Rootless
I mostly feel rootless. Like mosses or liverworts. I drift along on the surface of wherever I am, perfectly content to be there while actually being nowhere. Today I’m in Virginia. And I could live here. Easily. But then again, I could live in Big Bend, or London, or New York, or the Black Hills. They’re all places I’ve been and all places where I felt comfortable once there. Of course, being rootless means I’d never stay. But why should that stop me from living somewhere?
Mostly what people say when I tell them I could live in a place is to warn me of what it’s like in some miserable season, be it winter or summer. But I’ve been in lots of places in lots of seasons, and in my experience seeing the bad is what makes the good even better. So, I’ll stand by the idea I could live anywhere, and stand by the idea I’m rootless in the traditional sense.

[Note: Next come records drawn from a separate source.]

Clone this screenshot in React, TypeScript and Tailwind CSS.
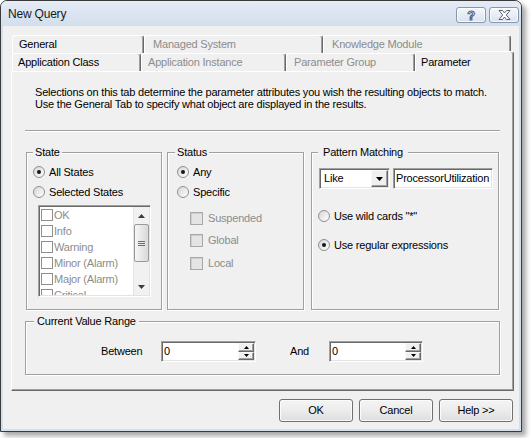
import React from "react";

const SUNKEN =
  "border border-t-[#a0a0a0] border-l-[#a0a0a0] border-b-white border-r-white shadow-[inset_1px_1px_0_#696969,inset_-1px_-1px_0_#e3e3e3]";
const RAISED =
  "border border-t-[#f8f8f8] border-l-[#f8f8f8] border-r-[#696969] border-b-[#696969] shadow-[inset_-1px_-1px_0_#a0a0a0] bg-[#f0f0f0]";

function Radio({ checked }: { checked?: boolean }) {
  return (
    <span className="w-[12px] h-[12px] rounded-full border border-[#909090] bg-gradient-to-br from-[#d6d6d6] to-[#ffffff] flex items-center justify-center shrink-0">
      {checked && <span className="w-[4px] h-[4px] rounded-full bg-[#151515]" />}
    </span>
  );
}

function RadioRow({ checked, label, className = "" }: { checked?: boolean; label: string; className?: string }) {
  return (
    <div className={`flex items-center h-[14px] gap-[4px] ${className}`}>
      <Radio checked={checked} />
      <span className="whitespace-nowrap">{label}</span>
    </div>
  );
}

function DisabledCheck({ label, className = "" }: { label: string; className?: string }) {
  return (
    <div className={`flex items-center h-[14px] gap-[5px] ml-[13px] ${className}`}>
      <span className="w-[13px] h-[13px] border border-[#a8a8a8] bg-[#e4e4e4] shadow-[inset_1px_1px_0_#cfcfcf] shrink-0" />
      <span className="text-[#8c8c8c]">{label}</span>
    </div>
  );
}

function Group({
  className,
  label,
  labelClass,
  children,
}: {
  className: string;
  label: string;
  labelClass: string;
  children?: React.ReactNode;
}) {
  return (
    <div className={`relative border border-[#a0a0a0] shadow-[inset_1px_1px_0_#ffffff,1px_1px_0_#ffffff] shrink-0 ${className}`}>
      <span className={`absolute -top-[7px] bg-[#f0f0f0] leading-[13px] whitespace-nowrap ${labelClass}`}>{label}</span>
      {children}
    </div>
  );
}

function Tab({ className, children, disabled }: { className: string; children: React.ReactNode; disabled?: boolean }) {
  return (
    <div
      className={`h-[18px] shrink-0 border-t border-l border-white border-r border-r-[#696969] shadow-[inset_-1px_0_0_#a0a0a0] rounded-t-[3px] flex items-center whitespace-nowrap ${
        disabled ? "text-[#8c8c8c]" : "text-black"
      } ${className}`}
    >
      {children}
    </div>
  );
}

function Down({ fill = "#000" }: { fill?: string }) {
  return (
    <svg width="7" height="4" viewBox="0 0 7 4">
      <polygon points="0,0 7,0 3.5,4" fill={fill} />
    </svg>
  );
}

function Up({ fill = "#000" }: { fill?: string }) {
  return (
    <svg width="7" height="4" viewBox="0 0 7 4">
      <polygon points="0,4 7,4 3.5,0" fill={fill} />
    </svg>
  );
}

function Spin({ className }: { className: string }) {
  return (
    <div className={`h-[21px] bg-white flex p-[1px] ${SUNKEN} ${className}`}>
      <span className="flex-1 pl-[1px] flex items-center">0</span>
      <div className="w-[16px] flex flex-col">
        <div className={`flex-1 flex items-center justify-center ${RAISED}`}>
          <svg width="5" height="3" viewBox="0 0 5 3">
            <polygon points="0,3 5,3 2.5,0" fill="#000" />
          </svg>
        </div>
        <div className={`flex-1 flex items-center justify-center ${RAISED}`}>
          <svg width="5" height="3" viewBox="0 0 5 3">
            <polygon points="0,0 5,0 2.5,3" fill="#000" />
          </svg>
        </div>
      </div>
    </div>
  );
}

function Button({ children }: { children: React.ReactNode }) {
  return (
    <div className="w-[74px] h-[23px] rounded-[3px] border border-[#707070] bg-gradient-to-b from-[#f4f4f4] via-[#ececec] to-[#dedede] shadow-[inset_0_0_0_1px_#fbfbfb] flex items-center justify-center">
      {children}
    </div>
  );
}

export default function App() {
  const items = ["OK", "Info", "Warning", "Minor (Alarm)", "Major (Alarm)", "Critical"];
  return (
    <div className="w-[531px] h-[438px] bg-white font-['Liberation_Sans',Arial,sans-serif] text-[11px] leading-[13px] tracking-[-0.2px] text-black">
      <div className="w-[522px] h-[432px] rounded-t-[7px] border border-[#3a3a3a] bg-[#d3dfed] flex flex-col overflow-hidden shadow-[4px_4px_5px_rgba(0,0,0,0.35)]">
        {/* Title bar */}
        <div className="h-[25px] shrink-0 flex items-start bg-gradient-to-b from-[#e4ebf5] to-[#d3dfed]">
          <span className="ml-[7px] mt-[6px] text-[12px] leading-[15px] text-[#1a1a1a]">New Query</span>
          <div className="ml-auto mr-[2px] mt-[6px] flex gap-[3px]">
            <div className="w-[30px] h-[16px] rounded-[3px] border border-[#8797ad] bg-gradient-to-b from-[#f5f8fc] to-[#d9e2ee] shadow-[inset_0_0_0_1px_rgba(255,255,255,0.7)] flex items-center justify-center">
              <span className="text-[13px] leading-none font-bold text-white [-webkit-text-stroke:1px_#5a6272]">?</span>
            </div>
            <div className="w-[30px] h-[16px] rounded-[3px] border border-[#8797ad] bg-gradient-to-b from-[#f5f8fc] to-[#d9e2ee] shadow-[inset_0_0_0_1px_rgba(255,255,255,0.7)] flex items-center justify-center">
              <svg width="13" height="10" viewBox="0 0 13 10">
                <polygon
                  points="1,0.5 4.5,0.5 6.5,3 8.5,0.5 12,0.5 8.3,5 12,9.5 8.5,9.5 6.5,7 4.5,9.5 1,9.5 4.7,5"
                  fill="#ffffff"
                  stroke="#5a6272"
                  strokeWidth="1"
                />
              </svg>
            </div>
          </div>
        </div>

        {/* Client */}
        <div className="flex-1 mx-[2px] mb-[2px] bg-[#f0f0f0] pl-[8px] pt-[9px] flex flex-col">
          {/* Tabs row 1 */}
          <div className="flex ml-[1px] h-[18px]">
            <Tab className="w-[132px] pl-[6px]">General</Tab>
            <Tab className="w-[179px] pl-[8px]" disabled>
              Managed System
            </Tab>
            <Tab className="w-[188px] pl-[8px]" disabled>
              Knowledge Module
            </Tab>
          </div>
          {/* Tabs row 2 */}
          <div className="flex ml-[1px] h-[18px] items-start">
            <Tab className="w-[129px] pl-[5px]">Application Class</Tab>
            <Tab className="w-[145px] pl-[6px]" disabled>
              Application Instance
            </Tab>
            <Tab className="w-[129px] pl-[7px]" disabled>
              Parameter Group
            </Tab>
            <div className="relative z-10 -mt-[2px] -mb-[1px] h-[21px] w-[99px] shrink-0 bg-[#f0f0f0] border-t border-l border-white border-r border-r-[#696969] shadow-[inset_-1px_0_0_#a0a0a0] rounded-t-[3px] flex items-center pl-[5px] pt-[1px]">
              Parameter
            </div>
          </div>

          {/* Panel */}
          <div className="w-[503px] h-[320px] shrink-0 border-t border-l border-white border-r border-b border-r-[#696969] border-b-[#696969] shadow-[inset_-1px_-1px_0_#a0a0a0] pl-[13px] pt-[14px] flex flex-col">
            <div className="pl-[10px] leading-[12px] whitespace-nowrap">
              <p>Selections on this tab determine the parameter attributes you wish the resulting objects to match.</p>
              <p>Use the General Tab to specify what object are displayed in the results.</p>
            </div>
            <div className="mt-[20px] w-[475px] h-[2px] border-t border-[#a0a0a0] border-b border-b-white" />

            <div className="mt-[20px] flex h-[158px]">
              {/* State */}
              <Group
                className="ml-[1px] w-[136px] h-[158px] flex flex-col pl-[6px] pt-[12px]"
                label="State"
                labelClass="left-[6px] px-[2px]"
              >
                <RadioRow checked label="All States" />
                <RadioRow className="mt-[6px]" label="Selected States" />
                <div className={`mt-[6px] ml-[5px] w-[113px] h-[92px] bg-white flex p-[1px] ${SUNKEN}`}>
                  <div className="flex-1 overflow-hidden flex flex-col">
                    {items.map((it) => (
                      <div key={it} className="h-[16px] shrink-0 flex items-center gap-[1px] pl-[1px] text-[#8c8c8c] whitespace-nowrap">
                        <span className="w-[12px] h-[12px] border border-[#8e8e8e] bg-white shrink-0" />
                        <span>{it}</span>
                      </div>
                    ))}
                  </div>
                  <div className="w-[16px] flex flex-col bg-[#f1f1f1] border-l border-[#e4e4e4]">
                    <div className="h-[17px] flex items-center justify-center">
                      <Up fill="#3c3c3c" />
                    </div>
                    <div className="h-[38px] rounded-[2px] border border-[#9a9a9a] bg-gradient-to-r from-[#f6f6f6] to-[#d9d9d9] flex flex-col items-center justify-center gap-[1px]">
                      <span className="w-[7px] h-[1px] bg-[#6e6e6e]" />
                      <span className="w-[7px] h-[1px] bg-[#6e6e6e]" />
                      <span className="w-[7px] h-[1px] bg-[#6e6e6e]" />
                    </div>
                    <div className="flex-1" />
                    <div className="h-[17px] flex items-center justify-center">
                      <Down fill="#3c3c3c" />
                    </div>
                  </div>
                </div>
              </Group>

              {/* Status */}
              <Group
                className="ml-[5px] w-[137px] h-[158px] flex flex-col pl-[9px] pt-[12px]"
                label="Status"
                labelClass="left-[7px] px-[2px]"
              >
                <RadioRow checked label="Any" />
                <RadioRow className="mt-[6px]" label="Specific" />
                <DisabledCheck className="mt-[12px]" label="Suspended" />
                <DisabledCheck className="mt-[8px]" label="Global" />
                <DisabledCheck className="mt-[9px]" label="Local" />
              </Group>

              {/* Pattern Matching */}
              <Group
                className="ml-[7px] w-[188px] h-[158px] flex flex-col pl-[6px] pt-[15px]"
                label="Pattern Matching"
                labelClass="left-[6px] px-[5px]"
              >
                <div className="flex ml-[1px] h-[21px]">
                  <div className={`w-[71px] h-[21px] bg-white flex p-[1px] ${SUNKEN}`}>
                    <span className="flex-1 pl-[3px] flex items-center">Like</span>
                    <div className={`w-[17px] flex items-center justify-center ${RAISED}`}>
                      <Down />
                    </div>
                  </div>
                  <div className={`ml-[3px] w-[100px] h-[21px] bg-white pl-[2px] flex items-center whitespace-nowrap overflow-hidden ${SUNKEN}`}>
                    ProcessorUtilization
                  </div>
                </div>
                <RadioRow className="mt-[20px]" label={'Use wild cards "*"'} />
                <RadioRow className="mt-[15px]" checked label="Use regular expressions" />
              </Group>
            </div>

            {/* Current Value Range */}
            <Group
              className="mt-[11px] w-[475px] h-[54px] flex items-start pt-[19px]"
              label="Current Value Range"
              labelClass="left-[8px] px-[3px]"
            >
              <span className="ml-[75px] w-[60px] h-[21px] flex items-center shrink-0">Between</span>
              <Spin className="w-[95px] shrink-0" />
              <span className="ml-[34px] w-[39px] h-[21px] flex items-center shrink-0">And</span>
              <Spin className="w-[94px] shrink-0" />
            </Group>
          </div>

          {/* Buttons */}
          <div className="mt-[8px] w-[503px] flex justify-end gap-[6px] pr-[1px]">
            <Button>OK</Button>
            <Button>Cancel</Button>
            <Button>Help &gt;&gt;</Button>
          </div>
        </div>
      </div>
    </div>
  );
}
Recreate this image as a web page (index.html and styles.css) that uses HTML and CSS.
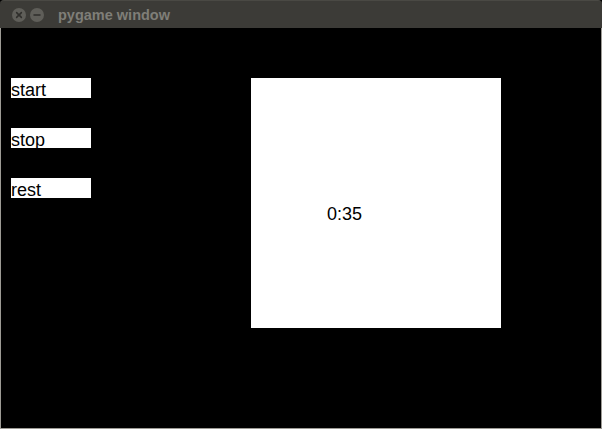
FILE: index.html
```html
<!DOCTYPE html>
<html>
<head>
<meta charset="utf-8">
<title>pygame window</title>
<link rel="stylesheet" href="styles.css">
</head>
<body>
<div class="window">
  <div class="titlebar">
    <div class="ctrl">
      <svg width="14" height="14" viewBox="0 0 14 14"><circle cx="7" cy="7" r="7" fill="#5f5e59"/><path d="M4.6 4.6 L9.4 9.4 M9.4 4.6 L4.6 9.4" stroke="#2f2e2b" stroke-width="1.5" stroke-linecap="round"/></svg>
    </div>
    <div class="ctrl">
      <svg width="14" height="14" viewBox="0 0 14 14"><circle cx="7" cy="7" r="7" fill="#5f5e59"/><path d="M4 7 L10 7" stroke="#2f2e2b" stroke-width="1.5" stroke-linecap="round"/></svg>
    </div>
    <span class="title">pygame window</span>
  </div>
  <div class="content">
    <div class="buttons">
      <div class="btn">start</div>
      <div class="btn">stop</div>
      <div class="btn">rest</div>
    </div>
    <div class="clock">0:35</div>
  </div>
</div>
</body>
</html>
```

FILE: styles.css
```css
html, body {
  margin: 0;
  padding: 0;
  background: #000;
}
.window {
  width: 602px;
  height: 429px;
  display: flex;
  flex-direction: column;
  background: #000;
}
.titlebar {
  height: 28px;
  flex: none;
  background: #3c3b37;
  border-top: 1px solid #4a4944;
  box-sizing: border-box;
  border-top-right-radius: 4px;
  border-top-left-radius: 4px;
  display: flex;
  align-items: center;
  padding-left: 12px;
  gap: 4px;
}
.ctrl {
  width: 14px;
  height: 14px;
  display: flex;
}
.title {
  margin-left: 10px;
  font-family: "Liberation Sans", Arial, sans-serif;
  font-weight: bold;
  font-size: 14.5px;
  color: #7f7e78;
}
.content {
  flex: 1;
  display: flex;
  align-items: flex-start;
  border: 1px solid #9d9b95;
  border-top: none;
  padding-top: 50px;
  padding-left: 10px;
  gap: 160px;
  font-family: "Liberation Sans", Arial, sans-serif;
  font-size: 18px;
  color: #000;
}
.buttons {
  display: flex;
  flex-direction: column;
  gap: 30px;
}
.btn {
  width: 80px;
  height: 20px;
  box-sizing: border-box;
  background: #fff;
  padding-top: 2px;
  line-height: 20px;
  overflow: visible;
  white-space: nowrap;
}
.clock {
  width: 250px;
  height: 250px;
  box-sizing: border-box;
  background: #fff;
  padding-left: 76px;
  padding-top: 126px;
  line-height: 20px;
}
```
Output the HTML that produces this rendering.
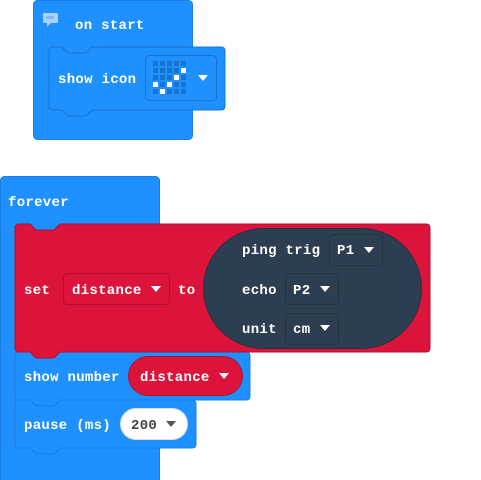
<!DOCTYPE html>
<html><head><meta charset="utf-8"><style>
html,body{margin:0;padding:0;background:#fff;width:481px;height:480px;overflow:hidden}
text{font-family:"Liberation Mono",monospace;font-weight:bold;font-size:14px;fill:#fff;letter-spacing:0.3px}
</style></head><body>
<svg width="481" height="480" xmlns="http://www.w3.org/2000/svg">
<!-- on start -->
<rect x="33.5" y="0.5" width="159" height="139" rx="4" fill="#1e90ff" stroke="#1a7ee0"/>
<rect x="43" y="13" width="15" height="10" rx="1" fill="#a9d0ff"/>
<polygon points="47,23 51,23 47,27" fill="#a9d0ff"/>
<rect x="46" y="16" width="8" height="3" fill="#7fb7f5"/>
<text x="75" y="29">on start</text>
<path d="M53,47 L62,47 L68,53 L86,53 L92,47 L221,47 Q225,47 225,51 L225,106 Q225,110 221,110 L92,110 L86,116 L68,116 L62,110 L53,110 Q49,110 49,106 L49,51 Q49,47 53,47Z" fill="#1e90ff" stroke="#1873cc"/>
<text x="58" y="83">show icon</text>
<rect x="145.5" y="55.5" width="71" height="45" rx="4" fill="#1e90ff" stroke="#1873cc"/>
<g fill="#1873cc">
<rect x="153" y="61" width="5" height="5"/><rect x="160" y="61" width="5" height="5"/><rect x="167" y="61" width="5" height="5"/><rect x="174" y="61" width="5" height="5"/><rect x="181" y="61" width="5" height="5"/>
<rect x="153" y="68" width="5" height="5"/><rect x="160" y="68" width="5" height="5"/><rect x="167" y="68" width="5" height="5"/><rect x="174" y="68" width="5" height="5"/>
<rect x="153" y="75" width="5" height="5"/><rect x="160" y="75" width="5" height="5"/><rect x="167" y="75" width="5" height="5"/><rect x="181" y="75" width="5" height="5"/>
<rect x="160" y="82" width="5" height="5"/><rect x="174" y="82" width="5" height="5"/><rect x="181" y="82" width="5" height="5"/>
<rect x="153" y="89" width="5" height="5"/><rect x="167" y="89" width="5" height="5"/><rect x="174" y="89" width="5" height="5"/><rect x="181" y="89" width="5" height="5"/>
</g>
<g fill="#fff">
<rect x="181" y="68" width="5" height="5"/><rect x="174" y="75" width="5" height="5"/><rect x="153" y="82" width="5" height="5"/><rect x="167" y="82" width="5" height="5"/><rect x="160" y="89" width="5" height="5"/>
</g>
<polygon points="198,75 208,75 203,81" fill="#fff"/>

<!-- forever -->
<rect x="0.5" y="176.5" width="159" height="310" rx="4" fill="#1e90ff" stroke="#1a7ee0"/>
<text x="8" y="206">forever</text>

<!-- pause -->
<path d="M19,400 L30,400 L36,406 L54,406 L60,400 L192,400 Q196,400 196,404 L196,444 Q196,448 192,448 L60,448 L54,454 L36,454 L30,448 L19,448 Q15,448 15,444 L15,404 Q15,400 19,400Z" fill="#1e90ff" stroke="#1a7ee0"/>
<text x="24" y="429">pause (ms)</text>
<rect x="120.5" y="408.5" width="67" height="31" rx="15.5" fill="#fff" stroke="#ddd"/>
<text x="131" y="429" style="fill:#444">200</text>
<polygon points="166,421 176,421 171,427" fill="#555"/>

<!-- show number -->
<path d="M19,352 L30,352 L36,358 L54,358 L60,352 L246,352 Q250,352 250,356 L250,396 Q250,400 246,400 L60,400 L54,406 L36,406 L30,400 L19,400 Q15,400 15,396 L15,356 Q15,352 19,352Z" fill="#1e90ff" stroke="#1a7ee0"/>
<text x="24" y="381">show number</text>
<rect x="128.5" y="356.5" width="114" height="39" rx="19.5" fill="#dc143c" stroke="#b01030"/>
<text x="140" y="381">distance</text>
<polygon points="219,373 229,373 224,379" fill="#fff"/>

<!-- set -->
<path d="M19,224 L30,224 L36,230 L54,230 L60,224 L426,224 Q430,224 430,228 L430,348 Q430,352 426,352 L60,352 L54,358 L36,358 L30,352 L19,352 Q15,352 15,348 L15,228 Q15,224 19,224Z" fill="#dc143c" stroke="#b01030"/>
<text x="24" y="294">set</text>
<rect x="63.5" y="273.5" width="106" height="31" rx="4" fill="#dc143c" stroke="#b01030"/>
<text x="72" y="294">distance</text>
<polygon points="151,286 161,286 156,292" fill="#fff"/>
<text x="178" y="294">to</text>
<rect x="203.5" y="228.5" width="218" height="120" rx="60" fill="#2d3e50" stroke="#243240"/>
<text x="242" y="254">ping trig</text>
<rect x="329.5" y="234.5" width="53" height="31" rx="4" fill="#2d3e50" stroke="#243240"/>
<text x="337" y="254">P1</text>
<polygon points="364,247 374,247 369,253" fill="#fff"/>
<text x="242" y="294">echo</text>
<rect x="285.5" y="273.5" width="53" height="31" rx="4" fill="#2d3e50" stroke="#243240"/>
<text x="293" y="294">P2</text>
<polygon points="320,286 330,286 325,292" fill="#fff"/>
<text x="242" y="333">unit</text>
<rect x="285.5" y="313.5" width="53" height="31" rx="4" fill="#2d3e50" stroke="#243240"/>
<text x="293" y="333">cm</text>
<polygon points="320,325 330,325 325,331" fill="#fff"/>
</svg>
</body></html>
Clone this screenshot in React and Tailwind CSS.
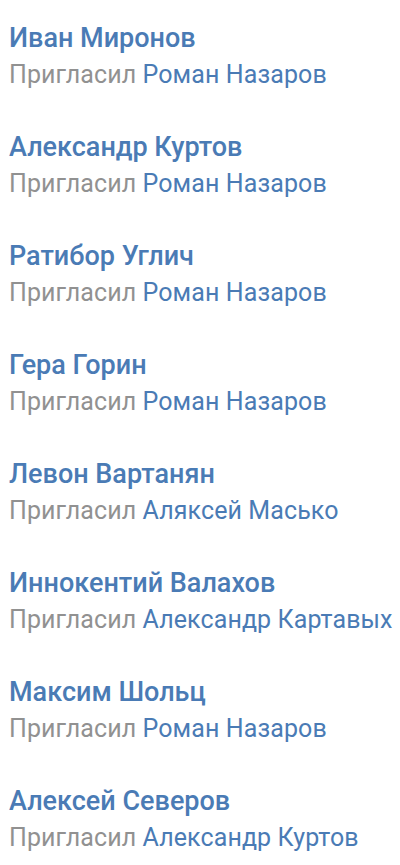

What I have managed to do is put down something like roots in a community of friends and acquaintances. No matter where I am, there they are. I’ve lived in my current home for more than 16 years, but the community of which I’m a part is bound more by ideas than boundary markers on plots of land. Of course, at my age it’s unlikely I’ll pick up and move, but I’ve learned never to say never. And with every day that passes since the death of my wife, the more I feel the tug of other places, the water of life flowing by me murmuring tales of distant lands and cool breezes and new adventures.